The locus of new nuclear plant construction has shifted to fast-growing nations in Asia and the Middle East, the report notes, and traditional suppliers, including the U.S., France and Japan, are giving way to Russia and China, which have the most active nuclear production lines, the capacity to increase manufacturing and the state financing to support it.

China alone has 21 reactors under construction and another 40 planned; Russia has seven under construction and another 25 planned. South Korea, a key U.S. ally and another emerging global nuclear supplier, has three reactors under construction and is building four new reactors abroad in the United Arab Emirates.
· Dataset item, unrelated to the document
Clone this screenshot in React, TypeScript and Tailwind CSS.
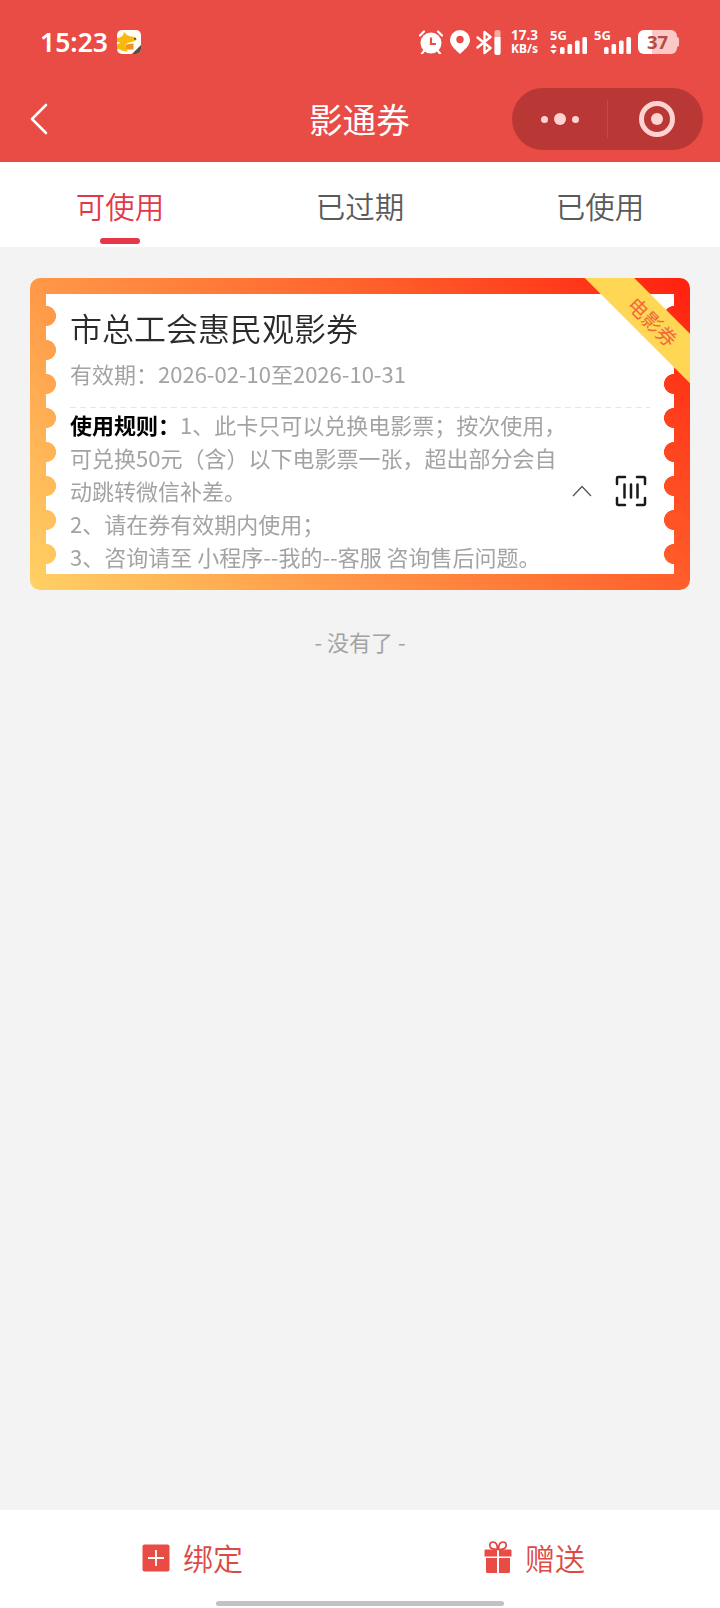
import type { ReactNode } from "react";

const tabs = ["可使用", "已过期", "已使用"];

function SignalBars({ className = "" }: { className?: string }) {
  return (
    <svg viewBox="0 0 27 17" className={`h-[17px] w-[27px] ${className}`} fill="#fff">
      <rect x="0" y="10" width="4.6" height="7" rx="1.5" />
      <rect x="7.5" y="7" width="4.6" height="10" rx="1.5" />
      <rect x="15" y="3.5" width="4.6" height="13.5" rx="1.5" />
      <rect x="22.4" y="0" width="4.6" height="17" rx="1.5" />
    </svg>
  );
}

function StatusBar() {
  return (
    <div className="flex h-[84px] items-center pl-10 font-['Noto_Sans',sans-serif] text-white">
      <span className="w-[77px] text-[26.5px] leading-none font-semibold">15:23</span>
      <svg viewBox="0 0 24 24" className="size-6">
        <rect width="24" height="24" rx="5" fill="#fffdf5" />
        <path d="M0 8 3 7.500 6 5.500 7 2l3 3 3.500 1.500L18 7l2 2.500-3.500 2-4.500 1-4 2 1 5 2 2-5-.500-4-2-2.500 1V15l4-2.500-4-1z" fill="#f8b90c" />
        <path d="m8.500 14.500 8-1v6h-8z" fill="#f39320" />
        <circle cx="18" cy="8.800" r=".9" fill="#222" />
        <path d="m15 24 9-9v4a5 5 0 0 1-5 5z" fill="#5b4b40" />
      </svg>
      <svg viewBox="0 0 24 24" className="ml-[278px] h-6 w-6">
        <circle cx="12" cy="13" r="10.5" fill="#fff" />
        <path d="M5 21 3 23.5M19 21l2 2.5M1 5.5 5 1.5M23 5.5l-4-4" stroke="#fff" strokeWidth="2.2" strokeLinecap="round" />
        <path d="M12 7.5V14h5" stroke="#e84c46" strokeWidth="2.2" fill="none" />
      </svg>
      <svg viewBox="0 0 20 24" className="ml-[7px] h-6 w-5">
        <path d="M10 0a10 10 0 0 1 10 10c0 6-7 11-10 14C7 21 0 16 0 10A10 10 0 0 1 10 0z" fill="#fff" />
        <circle cx="10" cy="9.5" r="3.7" fill="#e84c46" />
      </svg>
      <svg viewBox="0 0 25 25" className="ml-1.5 h-[25px] w-[25px]" fill="none">
        <path d="M1.5 7.5 14.500 18l-6 5V2l6 5L1.500 17.5" stroke="#fff" strokeWidth="2.4" strokeLinejoin="round" strokeLinecap="round" />
        <rect x="18.5" y="0" width="6" height="25" rx="2" fill="#f8aca7" />
        <path d="M18.5 7h6v16a2 2 0 0 1-2 2h-2a2 2 0 0 1-2-2z" fill="#fff" />
      </svg>
      <div className="ml-2.5 w-[39px] text-[13.5px] leading-[14px] font-bold">
        <p>17.3</p>
        <p className="text-[12px]">KB/s</p>
      </div>
      <div className="flex h-6 w-11 flex-col justify-between">
        <span className="text-[13px] leading-[11px] font-bold">5G</span>
        <div className="-mt-1 flex items-end gap-[3px]">
          <svg viewBox="0 0 7 10" className="h-2.5 w-[7px]" fill="#fff">
            <path d="m3.5 0 3.3 4H.2zM3.5 10 .2 6h6.6z" />
          </svg>
          <SignalBars />
        </div>
      </div>
      <div className="flex h-6 w-[44px] flex-col justify-between">
        <span className="text-[13px] leading-[11px] font-bold">5G</span>
        <SignalBars className="-mt-1 ml-[10px]" />
      </div>
      <div className="flex items-center">
        <div className="flex h-6 w-[39px] items-center justify-center rounded-[6px] bg-linear-to-r from-white from-37% to-[#fac9c6] to-37% text-[18.5px] leading-none font-bold text-[#b54a44]">
          37
        </div>
        <span className="h-2.5 w-0.5 rounded-r-full bg-[#fac9c6]" />
      </div>
    </div>
  );
}

function NavBar() {
  return (
    <div className="flex h-[78px] items-start text-white">
      <svg viewBox="0 0 20 32" className="mt-[19px] ml-[29px] h-8 w-5" fill="none">
        <path d="M17 2 3 16l14 14" stroke="#fff" strokeWidth="2.6" strokeLinecap="round" strokeLinejoin="round" />
      </svg>
      <h1 className="ml-[260px] w-[203px] pt-3 text-[33.6px] leading-[46px]">影通券</h1>
      <div className="mt-1 flex h-[62px] w-[191px] items-center rounded-full bg-[#b93835]">
        <div className="flex w-[95px] items-center justify-center gap-1.5 text-[#ffd3d1]">
          <i className="size-[7px] rounded-full bg-current" />
          <i className="size-3 rounded-full bg-current" />
          <i className="size-[7px] rounded-full bg-current" />
        </div>
        <i className="h-[38px] w-px bg-[#c84a46]" />
        <div className="ml-[31px] flex size-9 items-center justify-center rounded-full border-[5px] border-[#ffd3d1]">
          <i className="size-3 rounded-full bg-[#ffd3d1]" />
        </div>
      </div>
    </div>
  );
}

function Coupon() {
  return (
    <section className="relative mx-[30px] mt-[31px] h-[312px] overflow-hidden rounded-[10px] bg-[linear-gradient(45deg,#ffd265_0%,#ff9848_32%,#ff5e2a_68%,#ff200f_100%)] p-4">
      <div className="h-[280px] bg-white px-6 [mask:radial-gradient(circle_at_0_50%,transparent_9.7px,#000_10.3px)_0_5px/51%_34px_repeat-y,radial-gradient(circle_at_100%_50%,transparent_9.7px,#000_10.3px)_100%_5px/51%_34px_repeat-y]">
        <h2 className="pt-2.5 text-[32px] leading-[46px] font-[350] text-[#2b2b2b]">市总工会惠民观影券</h2>
        <p className="mt-[7px] h-[50px] text-[22px] leading-8 text-[#a3a3a3]">有效期：2026-02-10至2026-10-31</p>
        <svg viewBox="0 0 580 1" className="h-px w-[580px]">
          <path d="M0 .5h580" stroke="#e6e6e6" strokeWidth="1" strokeDasharray="6 4.100" />
        </svg>
        <div className="flex items-center">
          <div className="w-[500px] text-[22px] leading-[33px] whitespace-nowrap text-[#a3a3a3]">
            <p>
              <b className="font-bold text-black">使用规则：</b>1、此卡只可以兑换电影票；按次使用，
            </p>
            <p>可兑换50元（含）以下电影票一张，超出部分会自</p>
            <p>动跳转微信补差。</p>
            <p>2、请在券有效期内使用；</p>
            <p>3、咨询请至 小程序--我的--客服 咨询售后问题。</p>
          </div>
          <svg viewBox="0 0 20 12" className="ml-0.5 h-3 w-5 shrink-0" fill="none">
            <path d="m1 11 9-9.5 9 9.5" stroke="#555" strokeWidth="1.3" />
          </svg>
          <svg viewBox="0 0 32 32" className="ml-[23px] size-8 shrink-0" fill="none" stroke="#1a1a1a" strokeWidth="2.5" strokeLinecap="round">
            <path d="M2 9V3.200A1.200 1.200 0 0 1 3.200 2H10M22 2h6.800A1.200 1.200 0 0 1 30 3.200V9M30 23v5.800a1.200 1.200 0 0 1-1.200 1.200H22M10 30H3.200A1.200 1.200 0 0 1 2 28.800V23" />
            <path d="M9.500 9.500v13M16 9.500v13M22.500 9.500v13" />
          </svg>
        </div>
      </div>
      <div className="absolute top-[26px] left-[523px] flex h-[35px] w-[200px] rotate-45 items-center justify-center bg-[#ffd754] text-[20px] leading-none text-[#f2683c]">
        电影券
      </div>
    </section>
  );
}

function FooterAction({ icon, label, className }: { icon: ReactNode; label: string; className: string }) {
  return (
    <button className={`flex items-start pt-[26px] text-[30px] leading-[42px] font-[350] text-[#dc4a45] ${className}`}>
      {icon}
      {label}
    </button>
  );
}

export default function App() {
  return (
    <main className="flex h-[1608px] w-[720px] flex-col overflow-hidden bg-[#f3f3f3] font-['Noto_Sans_CJK_SC',sans-serif]">
      <header className="h-[162px] bg-[#e94b45]">
        <StatusBar />
        <NavBar />
      </header>
      <nav className="grid h-[85px] grid-cols-3 bg-white text-[29.5px]">
        {tabs.map((tab, i) => (
          <div key={tab} className={`flex flex-col items-center pt-[21px] font-[350] ${i === 0 ? "text-[#e43849]" : "text-[#5a5a5a]"}`}>
            <span className="h-[55px] leading-[44px]">{tab}</span>
            {i === 0 && <i className="h-1.5 w-10 rounded-full bg-[#e43849]" />}
          </div>
        ))}
      </nav>
      <Coupon />
      <p className="mt-[35px] text-center text-[22px] leading-8 text-[#a3a3a3]">- 没有了 -</p>
      <footer className="mt-auto h-[98px] bg-white">
        <div className="grid h-[91px] grid-cols-2">
          <FooterAction
            label="绑定"
            className="pl-[142px]"
            icon={
              <svg viewBox="0 0 28 28" className="mt-2 mr-[13px] h-7 w-7">
                <rect x=".5" y=".5" width="27" height="27" rx="2" fill="#e94b45" />
                <path d="M14 6v16M6 14h16" stroke="#fff" strokeWidth="1.800" />
              </svg>
            }
          />
          <FooterAction
            label="赠送"
            className="pl-[124px]"
            icon={
              <svg viewBox="0 0 28 32" className="mt-[5px] mr-[13px] h-8 w-7">
                <path
                  d="M13.500 8.500C9 8.500 5.800 7.500 5.800 4.500C5.800 2 7.500 1 9 1C12 1 13.500 4.500 13.500 8.500zM14.500 8.500C19 8.500 22.200 7.500 22.200 4.500C22.200 2 20.500 1 19 1C16 1 14.500 4.500 14.500 8.500z"
                  fill="none"
                  stroke="#e0443f"
                  strokeWidth="1.700"
                />
                <path d="M1.500 8.500h11.500V15.500H.5v-6a1 1 0 0 1 1-1zM15 8.500h11.500a1 1 0 0 1 1 1v6H15zM2 17h11v15H3.500A1.500 1.500 0 0 1 2 30.500zM15 17h11v13.500a1.500 1.500 0 0 1-1.500 1.500H15z" fill="#e94b45" />
              </svg>
            }
          />
        </div>
        <div className="mx-auto h-[5px] w-[288px] rounded-full bg-[#c2c2c2]" />
      </footer>
    </main>
  );
}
Neither Russia nor China have been leaders in the nuclear governance area and many nations with emerging economies and ambitious nuclear power development plans face challenges in effectively governing the plants and materials they seek.

“Control of the nuclear energy market translates into the power to set the governance agenda,” said Kenneth Luongo, president of the Partnership for Global Security (PGS), a nonpartisan think-tank offering innovative solutions to global nuclear security challenges.

“We cannot afford a race to the bottom in pursuit of market share in this vital area. The growth of non-U.S. and non-European nuclear reactor suppliers is a significant concern as it may impact the global leadership needed to drive forward the improvements required for the system to remain effective.”

GNI’s fourth and final report will be released May 2 at a press conference at the National Press Club with a simultaneous webcast. The memo will present recommendations on the role of nuclear power in meeting the challenges of energy production, climate change and global security.